What are you basing your statement on?

»www.h-online.com/security/news/i···385.html

Tin hat much? First, the interval are longer, second, to analyze TV viewing data, they'd need precise time and light data for every broadcast availabe to me. And if I turn on another TV, or light, it all goes to hell

said by pike:

said by AsherN:

TOD billing makes you change your habits a bit. It's not a big deal.

So you don't mind being inconvenienced just so the shareholders of the electric utilities can take home a few extra pennies this year. That's great but I have a sneaking suspicion you're in the minority here.

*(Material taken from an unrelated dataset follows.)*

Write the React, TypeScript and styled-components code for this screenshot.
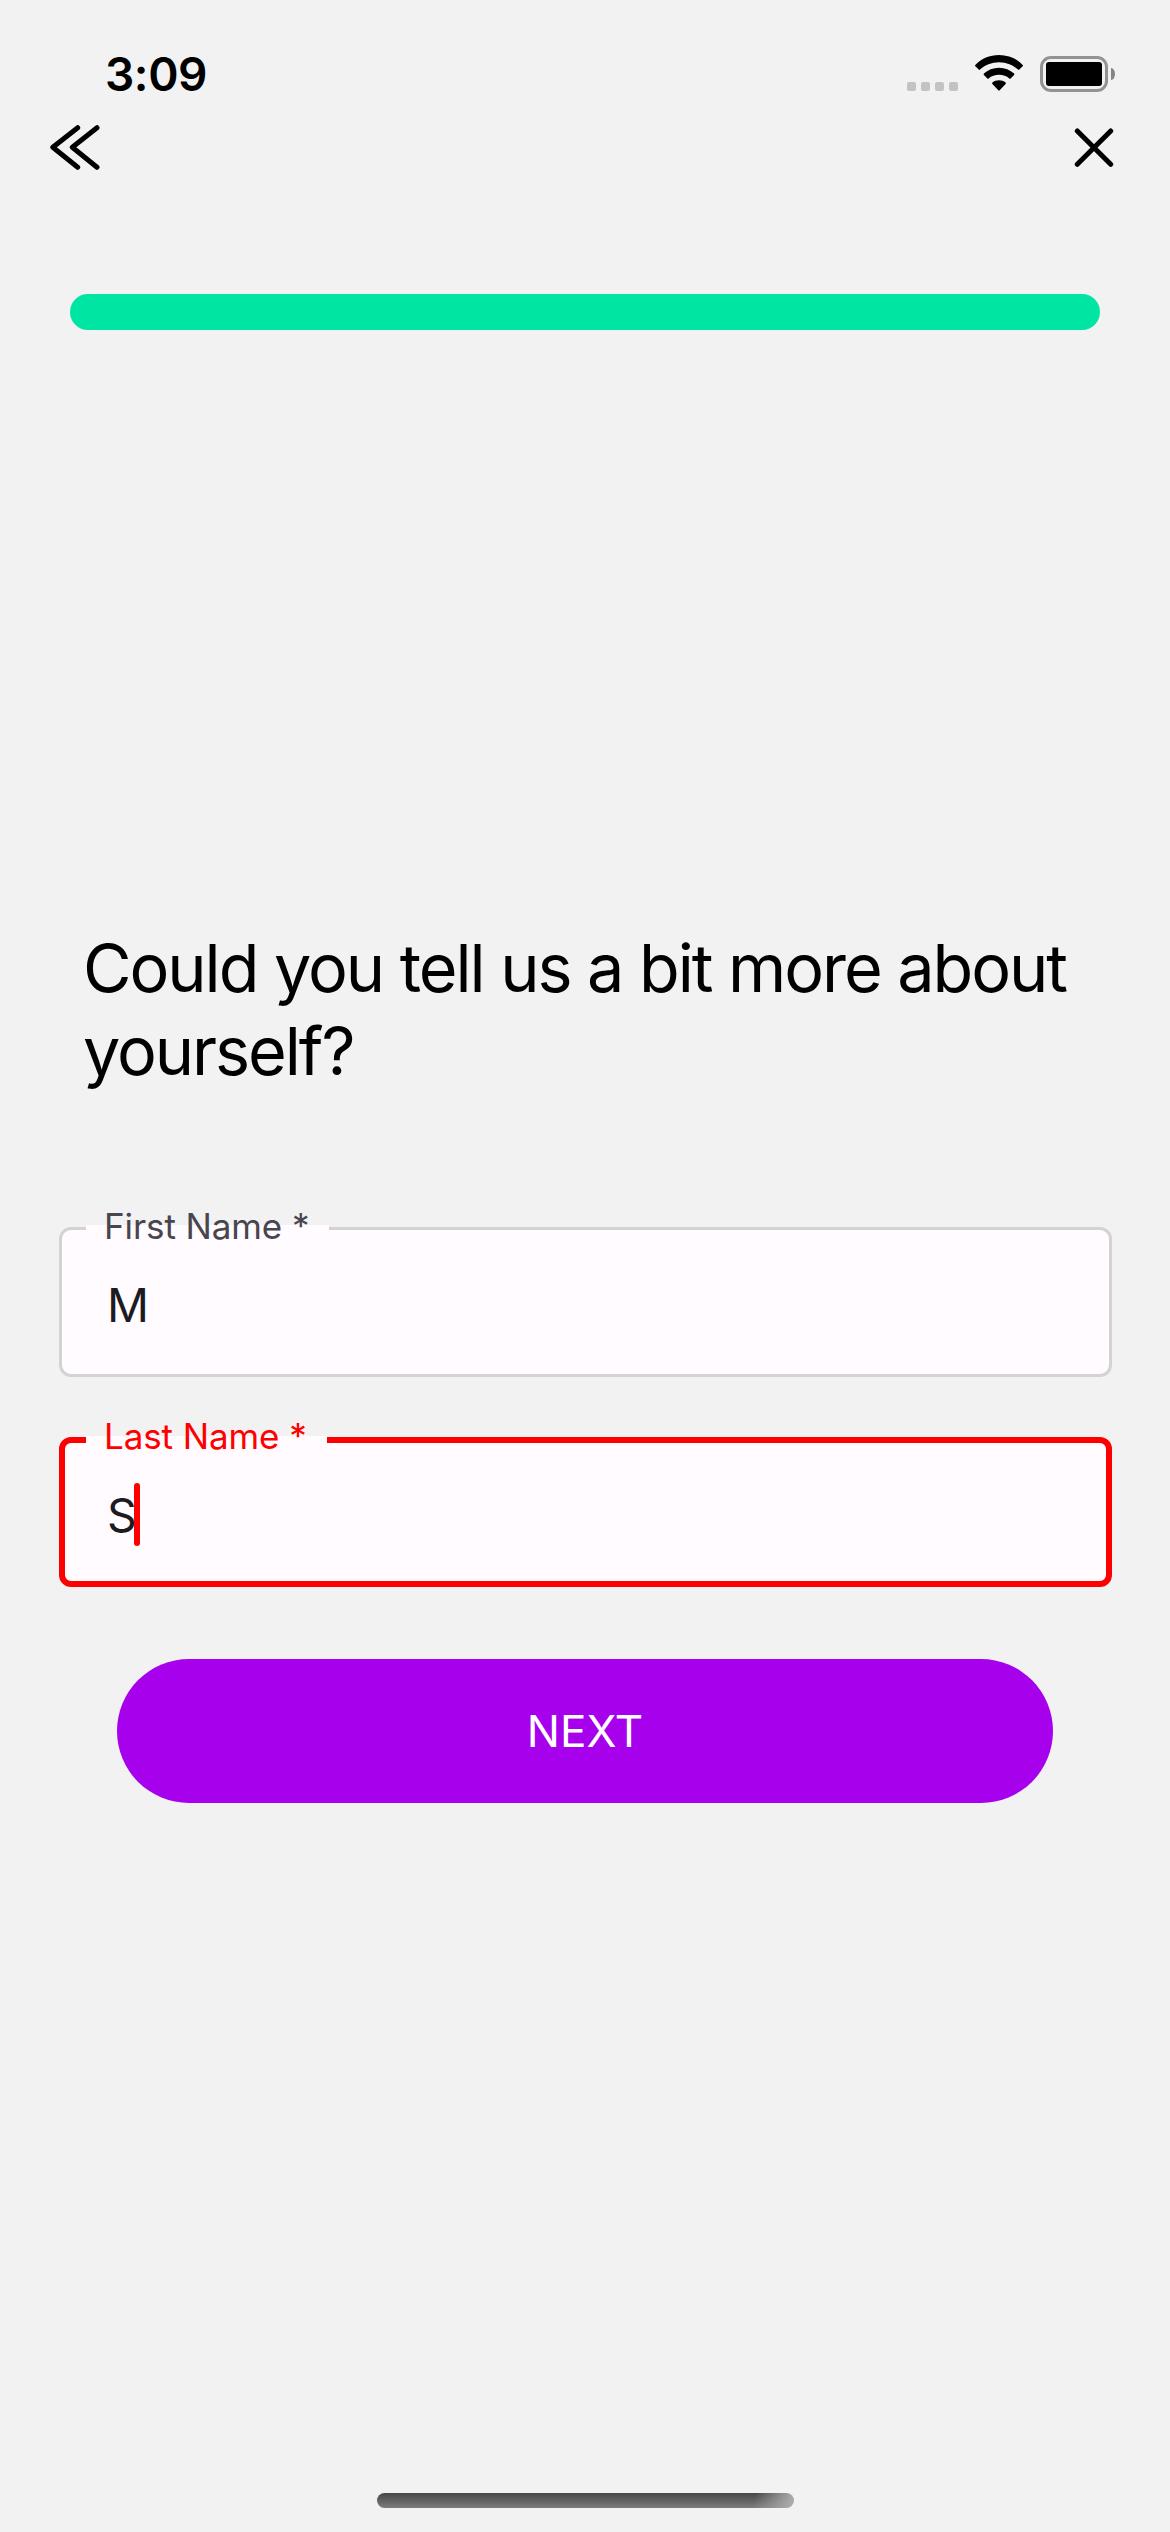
import React from "react";
import styled, { createGlobalStyle } from "styled-components";

const GlobalStyle = createGlobalStyle`
  *, *::before, *::after { box-sizing: border-box; }
  body {
    margin: 0;
    background: #f2f2f2;
    font-family: Inter, Roboto, "Liberation Sans", sans-serif;
  }
`;

const Screen = styled.main`
  width: 1170px;
  height: 2532px;
  display: flex;
  flex-direction: column;
  background: #f2f2f2;
  overflow: hidden;
`;

const StatusBar = styled.header`
  height: 110px;
  padding: 36px 55px 0 105px;
  display: flex;
  justify-content: space-between;
  align-items: flex-start;
`;

const Clock = styled.time`
  font-size: 46px;
  font-weight: 600;
  line-height: 76px;
  letter-spacing: -0.4px;
  color: #000;
`;

const Indicators = styled.div`
  height: 56px;
  display: flex;
  align-items: flex-end;
`;

const SignalDots = styled.div`
  display: flex;
  gap: 5px;
  margin: 0 17px 1px 0;
`;

const Dot = styled.i`
  width: 9px;
  height: 9px;
  border-radius: 2px;
  background: #c3c3c3;
`;

const WifiIcon = styled.svg`
  width: 48px;
  height: 36px;
  margin: 0 17px 1px 0;
`;

const Battery = styled.div`
  width: 68px;
  height: 36px;
  padding: 3px;
  border: 3px solid #939393;
  border-radius: 11px;
`;

const BatteryLevel = styled.div`
  height: 100%;
  border-radius: 3px;
  background: #000;
`;

const BatteryCap = styled.div`
  width: 4px;
  height: 12px;
  margin: 0 0 12px 3px;
  border-radius: 0 4px 4px 0 / 0 6px 6px 0;
  background: #858585;
`;

const NavBar = styled.nav`
  height: 76px;
  padding: 0 50px;
  display: flex;
  justify-content: space-between;
  align-items: center;
`;

const IconButton = styled.button`
  display: flex;
  padding: 0;
  border: 0;
  background: none;
`;

const StrokeIcon = styled.svg`
  fill: none;
  stroke: #000;
  stroke-width: 5;
  stroke-linecap: round;
  stroke-linejoin: round;
`;

const ProgressTrack = styled.div`
  height: 36px;
  margin: 108px 70px 0;
  border-radius: 18px;
  background: #00e5a2;
`;

const Form = styled.form`
  margin-top: 597px;
  display: flex;
  flex-direction: column;
`;

const Heading = styled.h1`
  margin: 0 50px 0 83px;
  font-size: 66.5px;
  font-weight: 400;
  line-height: 83px;
  letter-spacing: -2.06px;
  color: #000;
`;

const Fields = styled.div`
  margin: 134px 58px 0 59px;
  display: flex;
  flex-direction: column;
  gap: 60px;
`;

const FieldBox = styled.div<{ $active?: boolean }>`
  position: relative;
  height: 150px;
  padding-left: ${(p) => (p.$active ? 42 : 45)}px;
  display: flex;
  align-items: center;
  border: ${(p) => (p.$active ? "6px solid #ff0000" : "3px solid #d3d3d3")};
  border-radius: 12px;
  background: #fffbff;
`;

const Label = styled.label<{ $active?: boolean }>`
  position: absolute;
  left: ${(p) => (p.$active ? 21 : 24)}px;
  top: ${(p) => (p.$active ? -30 : -27)}px;
  width: ${(p) => (p.$active ? 241 : 243)}px;
  height: 46px;
  padding-left: 18px;
  font-size: 35px;
  line-height: 46px;
  letter-spacing: -0.1px;
  white-space: nowrap;
  color: ${(p) => (p.$active ? "#ff0000" : "#49454f")};
  background: linear-gradient(transparent ${(p) => (p.$active ? 23 : 22)}px, #fffbff 0);
`;

const Value = styled.span`
  padding-top: 6px;
  font-size: 46.5px;
  line-height: 60px;
  color: #1c1b1f;
`;

const Caret = styled.span`
  width: 6px;
  height: 63px;
  margin: 5px 0 0 -3px;
  border-radius: 3px;
  background: #ff0000;
`;

const NextButton = styled.button`
  height: 144px;
  margin: 72px 117px 0;
  padding: 0;
  border: 0;
  border-radius: 72px;
  background: #a600ec;
  color: #fff;
  font-family: inherit;
  font-size: 44px;
  font-weight: 400;
  line-height: 144px;
`;

const HomeIndicator = styled.div`
  width: 417px;
  height: 15px;
  margin: auto auto 24px 377px;
  border-radius: 8px;
  background:
    linear-gradient(105deg, rgba(170, 170, 170, 0) 90%, #aaa 99%),
    linear-gradient(#484848, #7c7c7c);
`;

type FieldProps = { label: string; value: string; active?: boolean };

const Field = ({ label, value, active }: FieldProps) => (
  <FieldBox $active={active}>
    <Label $active={active}>{label}</Label>
    <Value>{value}</Value>
    {active && <Caret />}
  </FieldBox>
);

export default function App() {
  return (
    <>
      <GlobalStyle />
      <Screen>
        <StatusBar>
          <Clock>3:09</Clock>
          <Indicators>
            <SignalDots>
              {[0, 1, 2, 3].map((n) => (
                <Dot key={n} />
              ))}
            </SignalDots>
            <WifiIcon viewBox="0 0 48 36">
              <path d="M24 0C33.300 0 41.800 3.700 47.700 9.900Q48.300 10.600 47.700 11.200L44.300 14.600Q43.700 15.200 43 14.600C38.100 10 31.400 7.200 24 7.200S9.900 10 5 14.600Q4.300 15.200 3.700 14.600L.3 11.200Q-.3 10.600 .3 9.900C6.200 3.700 14.700 0 24 0Z" />
              <path d="M24 12.700C29.900 12.700 35.200 14.900 39.100 18.600Q39.700 19.300 39.100 19.900L35.600 23.400Q35 24 34.300 23.400C31.600 21.100 28 19.800 24 19.800S16.400 21.100 13.700 23.400Q13 24 12.400 23.400L8.900 19.900Q8.300 19.300 8.900 18.600C12.800 14.900 18.100 12.700 24 12.700Z" />
              <path d="M24 25.200C26.500 25.200 28.800 26.100 30.600 27.500Q31.300 28.200 30.600 28.900L24.700 35.300Q24 36 23.300 35.300L17.400 28.900Q16.700 28.200 17.400 27.500C19.200 26.100 21.500 25.200 24 25.200Z" />
            </WifiIcon>
            <Battery>
              <BatteryLevel />
            </Battery>
            <BatteryCap />
          </Indicators>
        </StatusBar>
        <NavBar>
          <IconButton type="button" aria-label="Back">
            <StrokeIcon width="50" height="46" viewBox="50 125 50 46">
              <path d="M77.700 127.700L52.800 147.300L77.700 167.300M97 127.700L72.300 147.300L97 167.300" />
            </StrokeIcon>
          </IconButton>
          <IconButton type="button" aria-label="Close">
            <StrokeIcon width="46" height="46" viewBox="1074 125 46 46">
              <path d="M1077.300 131L1110.700 164.300M1110.700 131L1077.300 164.300" />
            </StrokeIcon>
          </IconButton>
        </NavBar>
        <ProgressTrack />
        <Form>
          <Heading>
            Could you tell us a bit more about
            <br />
            yourself?
          </Heading>
          <Fields>
            <Field label="First Name *" value="M" />
            <Field label="Last Name *" value="S" active />
          </Fields>
          <NextButton type="button">NEXT</NextButton>
        </Form>
        <HomeIndicator />
      </Screen>
    </>
  );
}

DOn't care. I do care about lower bills. inconvinence is a subjective thing. example. My dishwasher has a single 4 hour delay. To start the dishwasher, I need to press 2 buttons. If I press 3, it waits 4 hours to start. I doubt that 3rd press means a whole lot to me.

TheMG
Premium
join:2007-09-04
Canada
kudos:3
Reviews:
·NorthWest Tel
reply to leibold

said by leibold:

said by pike:

What are you basing your statement on?

»www.h-online.com/security/news/i···385.html

In order for their experiment to succeed they had to eliminate other sources of variable power consumption (such as additional TV sets or computers) and most importantly had to change the smart meter reading interval to an extremely fine resolution of 2 seconds.

Also I wonder what kind of TV set they were using and how the TV was configured?

An LCD TV with the dynamic contrast feature disabled (such that the backlight remains at a constant level) will have negligible difference in power consumption between a light and dark scene. Too small for a smart meter to measure.

Also, if you get your TV through a set-top-box from a cable/satellite/iptv provider, doesn't the TV service provider already know what you're watching?


fifty nine

join:2002-09-25
Sussex, NJ
kudos:2
reply to pike

said by pike:

So you don't mind being inconvenienced just so the shareholders of the electric utilities can take home a few extra pennies this year. That's great but I have a sneaking suspicion you're in the minority here.

Nope. I want people to pay for what they use versus spreading out the cost. Wholesale electricity already has demand billing.